Deviation
Titre / Title : Deviation
Participants : Alexandra, Ikhyeon, Quaymberley Dudley
Lieu / Place : Gallia
Date(s) : 1 October 2013
Durée (processus jusqu’à présentation ou à préciser / Duration (process until presentation or to be specified) : One afternoon
Description (medium, genre, concept, questions, critics…) : Experiment
We felt that usually we could move freely anywhere we want to in a public space. This experience has shown us the opposite. From a bird’s eye view, the city looks like a grid we can hardly enter. The map guides us so well that it actually seems to decide where we are going.
We were given a word to write on the map of Strasbourg’s inner city to use as a route that would lead us through the city. Our word from the other group was ‘dévient’ in French. It was a divine word that was extracted from the Bible. We believed it meant go a different route or a different way. From this we decided to stick very close to the path that the word creates on the map. We wanted to be much more strict but it was impossible and frustrating. Our final path was rigid and this is because of the buildings and other structures that blocked our way such as private properties, walls, locked doors, or signboards. To us, human handwriting and the body, is a curvacious and natural shape, unlike the unyielding structure of the city. We related it to the river, which was very soft and smooth and rounded. The way we walk is similar, not as rigid. We made compromises, but the streets remained desperately straight. It was not curved enough to realize a direct walk of our word deviant. The irony to us is that the street, which was built for us, is now disturbing us. After the walk we found synonyms for déviation which are ‘curvature’, ‘deflection’, ‘diversion’ and ‘drift’.

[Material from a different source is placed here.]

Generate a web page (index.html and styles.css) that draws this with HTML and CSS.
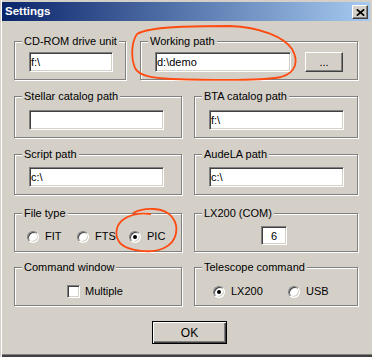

Why did humans build the city in this way? We can easily imagine that streets and roads, are the result of the accumulation of time. We drew an image of desire lines on a page of an empty space and perhaps people followed a path to get from one point to the next. Every time they walked they made a new path or a deeper cut into the old one. Eventually an idea of a road developed. Then they built the road in the path and this is what made it straight. We could say that the urban grid is the result of a compromise of all those paths.